Structure and mechanism of the reversible photoswitch of a fluorescent protein

Abstract

Proteins that can be reversibly photoswitched between a fluorescent and a nonfluorescent state bear enormous potential in diverse fields, such as data storage, in vivo protein tracking, and subdiffraction resolution light microscopy. However, these proteins could hitherto not live up to their full potential because the molecular switching mechanism is not resolved. Here, we clarify the molecular photoswitching mechanism of asFP595, a green fluorescent protein (GFP)-like protein that can be transferred from a nonfluorescent "off" to a fluorescent "on" state and back again, by green and blue light, respectively. To this end, we establish reversible photoswitching of fluorescence in whole protein crystals and show that the switching kinetics in the crystal is identical with that in solution. Subsequent x-ray analysis demonstrated that upon the absorption of a green photon, the chromophore isomerizes from a trans (off) to a cis (on) state. Molecular dynamics calculations suggest that isomerization occurs through a bottom hula twist mechanism with concomitant rotation of both bonds of the chromophoric methine ring bridge. This insight into the switching mechanism should facilitate the targeted design of photoswitchable proteins. Reversible photoswitching of the protein chromophore system within intact crystals also constitutes a step toward the use of fluorescent proteins in three-dimensional data recording.

Fig. 1.

Overall structure of asFP595. A schematic ribbon representation of the quaternary tetrameric structure of asFP595 shows the four molecules in different colors and the chromophores highlighted in red.

Fig. 2.

Reversible photoswitching of a protein crystal under a fluorescence microscope. (a) asFP595-A143S crystals in the equilibrium state are barely fluorescent.

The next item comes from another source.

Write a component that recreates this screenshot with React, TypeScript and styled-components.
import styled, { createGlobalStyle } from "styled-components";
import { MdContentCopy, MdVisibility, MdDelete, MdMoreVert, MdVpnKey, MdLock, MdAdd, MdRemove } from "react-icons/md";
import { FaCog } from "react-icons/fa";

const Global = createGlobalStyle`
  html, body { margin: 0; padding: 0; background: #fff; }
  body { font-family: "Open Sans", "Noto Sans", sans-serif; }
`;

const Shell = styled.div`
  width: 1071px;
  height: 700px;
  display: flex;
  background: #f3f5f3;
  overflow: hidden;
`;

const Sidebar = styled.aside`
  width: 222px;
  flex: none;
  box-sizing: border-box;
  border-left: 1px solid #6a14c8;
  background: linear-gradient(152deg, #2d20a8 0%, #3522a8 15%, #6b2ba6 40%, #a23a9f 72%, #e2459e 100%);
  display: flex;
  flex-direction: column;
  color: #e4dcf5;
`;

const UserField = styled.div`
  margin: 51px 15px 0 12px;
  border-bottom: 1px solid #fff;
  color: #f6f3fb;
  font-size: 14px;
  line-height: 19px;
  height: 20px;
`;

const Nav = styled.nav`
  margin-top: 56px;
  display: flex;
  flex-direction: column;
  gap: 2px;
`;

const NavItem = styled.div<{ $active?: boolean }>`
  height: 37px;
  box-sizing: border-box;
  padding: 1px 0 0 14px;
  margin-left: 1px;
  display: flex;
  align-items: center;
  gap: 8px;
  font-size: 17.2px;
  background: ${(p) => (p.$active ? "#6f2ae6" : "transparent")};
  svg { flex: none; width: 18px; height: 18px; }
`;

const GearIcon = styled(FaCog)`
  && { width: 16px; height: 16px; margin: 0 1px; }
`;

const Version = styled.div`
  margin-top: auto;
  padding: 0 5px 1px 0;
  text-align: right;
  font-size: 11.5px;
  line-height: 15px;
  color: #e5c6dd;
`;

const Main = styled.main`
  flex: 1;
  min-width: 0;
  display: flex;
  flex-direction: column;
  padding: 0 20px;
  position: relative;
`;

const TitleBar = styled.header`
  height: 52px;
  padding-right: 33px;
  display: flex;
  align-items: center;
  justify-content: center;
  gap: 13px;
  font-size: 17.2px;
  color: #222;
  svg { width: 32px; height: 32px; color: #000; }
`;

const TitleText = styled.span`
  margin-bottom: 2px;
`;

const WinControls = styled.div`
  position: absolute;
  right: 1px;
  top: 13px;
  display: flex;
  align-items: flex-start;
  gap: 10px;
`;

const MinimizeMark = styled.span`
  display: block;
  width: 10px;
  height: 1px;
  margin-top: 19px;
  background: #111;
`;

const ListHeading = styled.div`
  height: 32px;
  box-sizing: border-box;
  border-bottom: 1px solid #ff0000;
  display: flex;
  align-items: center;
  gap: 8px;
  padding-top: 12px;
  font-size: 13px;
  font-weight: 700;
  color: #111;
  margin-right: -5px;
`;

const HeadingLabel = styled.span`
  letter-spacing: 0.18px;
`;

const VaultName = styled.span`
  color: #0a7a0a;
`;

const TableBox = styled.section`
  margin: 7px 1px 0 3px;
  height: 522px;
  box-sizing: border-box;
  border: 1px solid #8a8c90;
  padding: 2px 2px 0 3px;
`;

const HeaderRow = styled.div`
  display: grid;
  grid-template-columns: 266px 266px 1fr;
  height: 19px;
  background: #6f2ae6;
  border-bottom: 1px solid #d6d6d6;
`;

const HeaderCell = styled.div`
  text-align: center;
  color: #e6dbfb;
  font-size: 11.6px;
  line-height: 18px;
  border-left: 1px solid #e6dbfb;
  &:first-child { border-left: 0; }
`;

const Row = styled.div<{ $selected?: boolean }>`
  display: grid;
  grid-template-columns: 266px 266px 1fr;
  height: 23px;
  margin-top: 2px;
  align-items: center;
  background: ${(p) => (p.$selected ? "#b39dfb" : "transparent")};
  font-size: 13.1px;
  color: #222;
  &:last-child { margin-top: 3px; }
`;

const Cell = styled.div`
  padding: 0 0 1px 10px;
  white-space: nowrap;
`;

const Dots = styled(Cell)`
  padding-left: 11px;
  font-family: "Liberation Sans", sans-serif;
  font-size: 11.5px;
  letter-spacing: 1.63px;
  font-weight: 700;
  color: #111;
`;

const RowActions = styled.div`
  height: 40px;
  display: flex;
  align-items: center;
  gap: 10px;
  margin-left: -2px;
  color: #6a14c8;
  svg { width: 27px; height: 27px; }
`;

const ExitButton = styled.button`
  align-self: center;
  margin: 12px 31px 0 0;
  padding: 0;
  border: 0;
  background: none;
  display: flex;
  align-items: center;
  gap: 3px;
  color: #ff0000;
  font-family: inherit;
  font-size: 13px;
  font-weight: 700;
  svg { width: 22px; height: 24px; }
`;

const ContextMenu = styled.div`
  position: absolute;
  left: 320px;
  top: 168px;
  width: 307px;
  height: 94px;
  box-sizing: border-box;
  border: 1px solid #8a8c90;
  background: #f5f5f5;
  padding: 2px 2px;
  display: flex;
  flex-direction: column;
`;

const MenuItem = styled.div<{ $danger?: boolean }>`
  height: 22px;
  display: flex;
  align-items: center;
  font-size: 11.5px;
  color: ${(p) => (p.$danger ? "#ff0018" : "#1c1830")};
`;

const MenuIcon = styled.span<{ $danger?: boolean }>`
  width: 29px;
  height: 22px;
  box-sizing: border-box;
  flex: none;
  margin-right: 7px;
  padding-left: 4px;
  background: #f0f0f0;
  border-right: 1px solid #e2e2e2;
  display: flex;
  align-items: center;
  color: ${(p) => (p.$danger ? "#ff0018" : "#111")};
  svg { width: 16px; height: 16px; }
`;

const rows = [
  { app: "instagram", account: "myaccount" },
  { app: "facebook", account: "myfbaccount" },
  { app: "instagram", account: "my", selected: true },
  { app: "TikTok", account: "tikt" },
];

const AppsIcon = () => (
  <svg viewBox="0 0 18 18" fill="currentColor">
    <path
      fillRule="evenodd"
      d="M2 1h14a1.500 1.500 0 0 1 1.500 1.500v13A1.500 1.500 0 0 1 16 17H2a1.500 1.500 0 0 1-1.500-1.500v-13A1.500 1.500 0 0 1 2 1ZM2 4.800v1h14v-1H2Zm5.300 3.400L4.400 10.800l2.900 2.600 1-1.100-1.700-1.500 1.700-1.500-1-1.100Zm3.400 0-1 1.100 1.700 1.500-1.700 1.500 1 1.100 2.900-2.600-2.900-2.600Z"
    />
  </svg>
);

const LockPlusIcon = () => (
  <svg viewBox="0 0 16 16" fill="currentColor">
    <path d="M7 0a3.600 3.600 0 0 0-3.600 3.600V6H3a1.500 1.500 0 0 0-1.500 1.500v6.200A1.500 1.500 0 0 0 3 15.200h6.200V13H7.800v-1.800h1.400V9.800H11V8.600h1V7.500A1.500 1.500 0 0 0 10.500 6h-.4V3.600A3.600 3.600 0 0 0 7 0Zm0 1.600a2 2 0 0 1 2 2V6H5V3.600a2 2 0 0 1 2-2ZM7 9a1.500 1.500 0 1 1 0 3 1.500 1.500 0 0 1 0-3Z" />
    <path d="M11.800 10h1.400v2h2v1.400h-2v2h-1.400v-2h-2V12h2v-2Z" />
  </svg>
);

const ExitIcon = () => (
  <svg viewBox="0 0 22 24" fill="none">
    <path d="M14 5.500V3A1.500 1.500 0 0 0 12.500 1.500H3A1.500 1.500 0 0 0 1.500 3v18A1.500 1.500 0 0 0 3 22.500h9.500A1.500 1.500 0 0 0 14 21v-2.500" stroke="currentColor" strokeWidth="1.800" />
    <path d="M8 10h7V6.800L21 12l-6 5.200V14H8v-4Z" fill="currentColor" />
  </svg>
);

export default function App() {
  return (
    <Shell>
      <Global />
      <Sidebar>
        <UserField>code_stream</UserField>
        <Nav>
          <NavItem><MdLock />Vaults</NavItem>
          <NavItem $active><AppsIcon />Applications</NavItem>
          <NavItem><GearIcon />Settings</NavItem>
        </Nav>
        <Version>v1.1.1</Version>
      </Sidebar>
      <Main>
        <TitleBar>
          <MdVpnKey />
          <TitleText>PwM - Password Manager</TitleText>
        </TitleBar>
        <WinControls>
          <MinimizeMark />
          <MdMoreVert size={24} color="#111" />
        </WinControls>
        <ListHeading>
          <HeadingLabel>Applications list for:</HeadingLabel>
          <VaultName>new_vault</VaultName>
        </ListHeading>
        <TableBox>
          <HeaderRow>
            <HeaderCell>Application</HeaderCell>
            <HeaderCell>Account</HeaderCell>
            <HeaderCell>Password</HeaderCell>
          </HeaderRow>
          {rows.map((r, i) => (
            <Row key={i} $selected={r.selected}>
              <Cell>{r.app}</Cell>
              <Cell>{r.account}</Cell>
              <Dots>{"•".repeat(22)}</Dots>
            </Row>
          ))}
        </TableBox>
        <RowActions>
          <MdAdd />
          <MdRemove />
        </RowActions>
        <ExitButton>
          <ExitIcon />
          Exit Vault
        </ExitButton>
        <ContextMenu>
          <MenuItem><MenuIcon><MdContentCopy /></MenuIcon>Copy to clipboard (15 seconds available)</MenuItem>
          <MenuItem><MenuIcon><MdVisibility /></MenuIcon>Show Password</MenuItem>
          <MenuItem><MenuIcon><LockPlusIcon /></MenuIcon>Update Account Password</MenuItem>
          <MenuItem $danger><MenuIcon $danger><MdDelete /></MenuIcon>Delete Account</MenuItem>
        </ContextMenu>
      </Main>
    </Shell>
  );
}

Irradiation with green light (550 ± 20 nm, 50 W·cm^–2, 170 sec) yields brightly fluorescent crystals. The fluorescence is quenched by gentle irradiation with blue light (450 ± 20 nm, 3 W·cm^–2, 24 sec); the quenching also takes place while simultaneously irradiating with green light (required to survey the fluorescence). (Scale bar: 20 μm.) (b) Brightfield image of the asFP595-A143S crystal. (c)On/off cycles of the asFP595-A143S crystal fluorescence by using the same intensities as in a. Excitation sequence: green light, 170 sec; green plus blue light, 24 sec; blue light, 1 sec. Fluorescence was recorded during the first and the second section of the sequence.

Fig. 3.

Switching kinetics of asFP595-A143S are the same in solution and in crystals. asFP595-A143S crystals (dotted) and asFP595-A143S in solution (solid) were fully switched on (a) or off (b) by green light or by blue light, respectively. Shown is the subsequent return of the fluorescence to the equilibrium level.

Fig. 4.

Trans and cis conformation of the MYG chromophore in the off and the on state. Views of the MYG chromophores after least-squares superpositioning of all Cα atoms. (a) MYG chromophores of asFP595 variants as indicated in the figure. Atoms are color-coded by atom type (carbon wt asFP595, cyan; carbon asFP595-A143S, salmon; carbon asFP595-S158V, beige; oxygen, red; nitrogen, blue). Final 2F_o – F_c electron densities around the chromophores are contoured at the 1σ level. For asFP595-A143S (irradiated for 1 min) both isomerization states are depicted, because both structures were observed in a single crystal with equal proportions. (b) Overlay of the four chromophore structures. Color-coding as in a.

Fig. 5.

MD simulations of the switching mechanism in asFP595. (a) The two possible isomerization mechanisms. (b) Forces due to the protein matrix opposing chromophore isomerization were calculated by nonequilibrium force-probe MD simulations; 10 trajectories were averaged for the four possible pathways (solid lines). For the rotate mechanism, the MYG p-hydroxyphenyl ring can either rotate toward the initially coplanar H197 (R^top) or toward the other side (R^bot). Likewise, during HT isomerization, the bridging methine group can move along a top (HT^top) or bottom (HT^bot) pathway. Control simulations of the chromophore in water show similar forces for the R and HT mechanisms (dashed curves). (Inset) MYG chromophore and relevant torsion angles. (c) Spontaneous trans-cis isomerization during free excited state MD simulations for the chromophore within the protein matrix (Upper) and in water (Lower), monitored through the dihedral angles τ (dashed curves) and ϕ (solid curves). The protein favors the HT^bot mechanism, with both dihedral angles rotating simultaneously within a narrow time frame. Simulation of protein-free isomerization of the chromophore in water also follows HT; both directions (HT^top and HT^bot) are observed in this case.